As with most stories that inspire fear, they tend to be embellished upon with each telling....perhaps to instill more fear with each telling, or perhaps unconsciously to try to protect the next hearer from the fear. Whatever the reason, details in these stories do tend to vary but what we can tell from reading more than one account is that the "witch" was thought to be the spirit of Kate Batts, a kind of crusty old neighbor lady of John Bell who believed she was cheated by him in a land deal. No matter how the local courts saw the story, and no matter what Mr. Bell did to try to explain the matter to her, she cursed him still, even on her deathbed, swearing that she would haunt not only John Bell but also his descendants.
The story became so widespread it was even printed in a Guidebook for Tennessee, which was published in 1933. Primarily targeted were John Bell and his daughter Betsy. If household items weren't nailed down, they were hurled roughly across the room at their heads, with the intent to harm them. She also pulled their hair, stuck pins into them, ripped the covers off their beds and other nasty things. To Mrs. Bell and the other children, the witch seemed pleasant enough, or at least not too interested.
Visitors to the Bell home never reported seeing the witch but had made reports of hearing her voice which could change as she desired, between terrible tones akin to nails scratching down a chalk board to low and melodious.
News of the haunting spread quickly and when it spread from Adams to Nashville, it caught the ear of General Andrew Jackson who decided he wanted to learn more for himself. The Generals group came from Nashville with their wagon loaded with supplies, ready to investigate and share a good time. The men were following along behind the wagon, discussing what they would do with the witch when (notice - not 'if') they found her. All of a sudden, as they got closer to the Bell home, the wagon stopped dead in the road and the horses pulling it couldn't move it one inch more. The men driving the wagon team cracked their whip and tried the best they could but they couldn't budge that wagon. The even tried to move it by shear manpower, all trying to push it along, but it was stuck fast - to nothing - a smooth road.
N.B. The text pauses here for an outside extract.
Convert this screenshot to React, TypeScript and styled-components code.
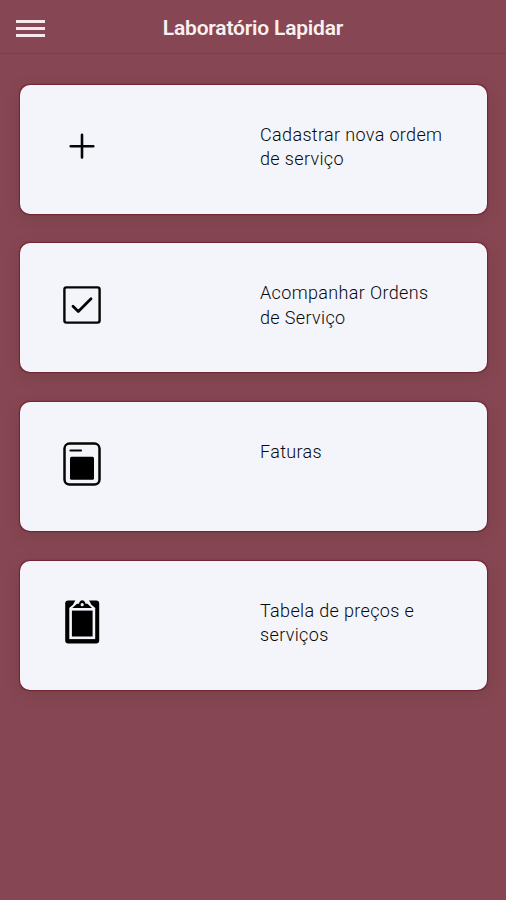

At this point, after having had the men remove all the wheels and inspecting them, it is said that the General threw up his hands exclaiming to his men that the only explanation is that it must be the work of the witch, at which point all the men vowed they heard a cackling laugh and a voice advising the wagon could now move forth, which it did as though it was as light as a feather.
The Witch left the John Bell household in 1821, saying that she would return in seven years. She did, "appearing" at the home of John Bell, Jr. where she left him with many prophecies of the future including the Civil War. The witch said it would return again in 107 years later – which would be in 1935 – but no one in Adams came forward to advise if that even occurred or not.
Some people in the area claim that the Bell witch still haunts the area. On the property once owned by the John Bell is a small cave, now known as The Bell Witch Cave. It's pretty much a place of local legends and a tourist spot now, but people dom report having seen strange apparitions at the cave and at surrounding spots on the Bell property.

So, was this a real haunting, the activity of a poltergeist....or a hoax?
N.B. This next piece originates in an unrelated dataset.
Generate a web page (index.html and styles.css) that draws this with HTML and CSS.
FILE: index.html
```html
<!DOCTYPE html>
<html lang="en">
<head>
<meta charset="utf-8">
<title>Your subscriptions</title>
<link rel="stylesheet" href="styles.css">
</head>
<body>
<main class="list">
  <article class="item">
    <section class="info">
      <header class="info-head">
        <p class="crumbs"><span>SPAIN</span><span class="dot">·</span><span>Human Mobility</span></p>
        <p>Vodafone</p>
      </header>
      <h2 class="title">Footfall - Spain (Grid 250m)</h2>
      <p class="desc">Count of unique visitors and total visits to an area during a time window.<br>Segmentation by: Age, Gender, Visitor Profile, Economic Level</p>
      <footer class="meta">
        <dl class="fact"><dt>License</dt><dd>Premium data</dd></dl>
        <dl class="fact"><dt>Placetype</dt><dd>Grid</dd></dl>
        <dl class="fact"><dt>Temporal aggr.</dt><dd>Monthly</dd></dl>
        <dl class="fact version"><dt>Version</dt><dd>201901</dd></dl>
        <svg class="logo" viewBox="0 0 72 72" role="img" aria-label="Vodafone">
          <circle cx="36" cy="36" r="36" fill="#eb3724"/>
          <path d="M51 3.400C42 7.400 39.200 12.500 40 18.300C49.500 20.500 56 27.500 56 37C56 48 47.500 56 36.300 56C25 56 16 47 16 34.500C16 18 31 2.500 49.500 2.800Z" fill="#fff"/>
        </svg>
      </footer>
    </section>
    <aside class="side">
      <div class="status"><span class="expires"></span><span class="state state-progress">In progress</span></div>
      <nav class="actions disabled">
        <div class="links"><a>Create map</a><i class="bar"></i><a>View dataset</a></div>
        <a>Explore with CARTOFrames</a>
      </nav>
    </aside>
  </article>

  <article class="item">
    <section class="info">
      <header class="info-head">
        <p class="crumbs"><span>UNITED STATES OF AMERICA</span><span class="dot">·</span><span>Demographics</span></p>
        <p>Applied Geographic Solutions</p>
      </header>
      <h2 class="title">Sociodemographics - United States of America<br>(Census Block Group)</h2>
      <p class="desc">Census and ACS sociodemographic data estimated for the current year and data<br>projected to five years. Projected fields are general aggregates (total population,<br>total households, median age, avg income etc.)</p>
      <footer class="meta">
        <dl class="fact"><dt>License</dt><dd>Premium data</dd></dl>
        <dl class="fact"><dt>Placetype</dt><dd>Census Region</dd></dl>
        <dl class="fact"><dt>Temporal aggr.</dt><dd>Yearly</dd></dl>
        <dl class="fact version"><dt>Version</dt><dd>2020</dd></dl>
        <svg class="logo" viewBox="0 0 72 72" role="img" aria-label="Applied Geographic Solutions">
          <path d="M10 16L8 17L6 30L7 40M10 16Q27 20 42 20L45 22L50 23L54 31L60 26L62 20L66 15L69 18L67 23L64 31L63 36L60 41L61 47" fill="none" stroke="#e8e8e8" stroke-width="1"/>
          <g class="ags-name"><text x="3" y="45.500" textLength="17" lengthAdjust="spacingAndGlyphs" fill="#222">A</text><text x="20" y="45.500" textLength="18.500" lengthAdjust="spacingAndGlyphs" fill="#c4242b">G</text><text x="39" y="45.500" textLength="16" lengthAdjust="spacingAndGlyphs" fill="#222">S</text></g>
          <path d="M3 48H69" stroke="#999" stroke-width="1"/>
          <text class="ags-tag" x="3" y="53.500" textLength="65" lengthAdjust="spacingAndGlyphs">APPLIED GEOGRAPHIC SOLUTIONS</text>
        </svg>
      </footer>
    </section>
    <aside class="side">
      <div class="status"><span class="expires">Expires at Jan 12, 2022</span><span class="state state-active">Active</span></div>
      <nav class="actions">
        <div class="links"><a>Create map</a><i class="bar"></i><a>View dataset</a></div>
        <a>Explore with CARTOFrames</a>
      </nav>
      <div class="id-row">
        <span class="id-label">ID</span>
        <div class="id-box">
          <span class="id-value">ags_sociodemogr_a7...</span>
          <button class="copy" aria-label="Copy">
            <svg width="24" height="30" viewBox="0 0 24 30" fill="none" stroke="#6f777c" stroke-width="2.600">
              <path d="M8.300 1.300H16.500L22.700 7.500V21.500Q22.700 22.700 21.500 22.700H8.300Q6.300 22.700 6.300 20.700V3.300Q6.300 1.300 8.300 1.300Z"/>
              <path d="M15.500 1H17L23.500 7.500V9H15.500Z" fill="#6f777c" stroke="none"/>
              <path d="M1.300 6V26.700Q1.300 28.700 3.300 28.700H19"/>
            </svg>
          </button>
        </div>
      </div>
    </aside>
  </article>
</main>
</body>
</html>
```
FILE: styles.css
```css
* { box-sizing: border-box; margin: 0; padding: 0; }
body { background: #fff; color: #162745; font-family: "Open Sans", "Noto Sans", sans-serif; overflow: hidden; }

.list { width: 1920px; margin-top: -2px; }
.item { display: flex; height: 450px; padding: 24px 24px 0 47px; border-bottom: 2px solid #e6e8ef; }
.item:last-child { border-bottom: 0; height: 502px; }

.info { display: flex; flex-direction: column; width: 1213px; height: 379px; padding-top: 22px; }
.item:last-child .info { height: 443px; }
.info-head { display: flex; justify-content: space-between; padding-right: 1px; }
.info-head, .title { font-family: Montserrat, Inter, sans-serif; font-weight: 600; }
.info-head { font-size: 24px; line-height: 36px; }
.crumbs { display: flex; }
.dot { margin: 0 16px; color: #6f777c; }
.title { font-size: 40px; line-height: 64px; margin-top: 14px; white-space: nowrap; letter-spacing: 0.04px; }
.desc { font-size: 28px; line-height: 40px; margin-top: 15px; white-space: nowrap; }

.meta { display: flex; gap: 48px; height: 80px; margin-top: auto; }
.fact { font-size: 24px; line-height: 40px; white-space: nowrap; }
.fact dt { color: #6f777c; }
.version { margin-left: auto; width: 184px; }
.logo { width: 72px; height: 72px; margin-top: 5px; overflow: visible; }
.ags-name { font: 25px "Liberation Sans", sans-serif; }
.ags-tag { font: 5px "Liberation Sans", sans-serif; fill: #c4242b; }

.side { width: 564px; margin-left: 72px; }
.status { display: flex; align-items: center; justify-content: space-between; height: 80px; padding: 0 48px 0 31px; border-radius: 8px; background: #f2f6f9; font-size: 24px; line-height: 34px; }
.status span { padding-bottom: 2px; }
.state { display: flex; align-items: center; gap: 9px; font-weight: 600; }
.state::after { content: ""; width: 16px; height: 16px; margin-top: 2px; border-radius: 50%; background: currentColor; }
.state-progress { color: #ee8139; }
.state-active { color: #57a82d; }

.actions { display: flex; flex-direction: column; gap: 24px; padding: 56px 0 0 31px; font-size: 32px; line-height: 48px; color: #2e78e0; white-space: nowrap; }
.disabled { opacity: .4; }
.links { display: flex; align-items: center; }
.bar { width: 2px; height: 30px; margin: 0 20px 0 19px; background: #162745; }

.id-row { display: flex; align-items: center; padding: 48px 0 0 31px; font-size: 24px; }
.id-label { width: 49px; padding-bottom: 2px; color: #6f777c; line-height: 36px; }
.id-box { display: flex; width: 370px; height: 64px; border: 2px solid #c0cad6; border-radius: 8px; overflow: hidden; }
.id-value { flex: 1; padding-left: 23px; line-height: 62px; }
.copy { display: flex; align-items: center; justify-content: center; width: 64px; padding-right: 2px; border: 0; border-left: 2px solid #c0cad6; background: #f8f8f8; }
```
Some people who have studied up on the case believe the haunting was a hoax perpetrated by Richard Powell, the schoolteacher of Betsy Bell and Joshua Gardner the young boy she was in love with. It seems Powell too was in love with Betsy and would do anything to destroy her relationship with Gardner. Through a variety of pranks, tricks, and with the help of several accomplices, some say that Powell created all of the "effects" of the ghost to scare Joshua Gardner away.

It is true that Mr. Gardner was the target of some of the witch's violent behavior, and that he did leave both Betsy and the area, no one could really explain how Mr. Powell could have done all the extraordinary effects that would have been necessary to fake this whole haunting.....including the the events which involved Andrew Jackson’s wagon. Interestingly though, he did marry Betsy Bell.

The jury is really still out on this one. I don't personally think that Mr. Powell thought this one up and orchestrated it along with a few friends just to break up Betsy and her young beau. I also don't believe the stories of Sexual abuse (although admittedly, I could be wrong) committed by John Belle against young Betsy which was the "in" for the poltergeist to start harrassing everyone involved. This theory has been popularized by hollywood because it sells movie tickets and books but their is nothing in the historical record that leads us to that conclusion. Mr. Bell was well into his 70's at the time and young Betsy was approx age 12. That's my oppionion, but again I could be wrong. If anyone has any info on this, please share.

So, where does that lead us....was this a curse? Did a future President of the United States and all of his men lie about hearing the Witch and coming into contact with her on their excursion to the Bell farm? What are your thoughts on this topic?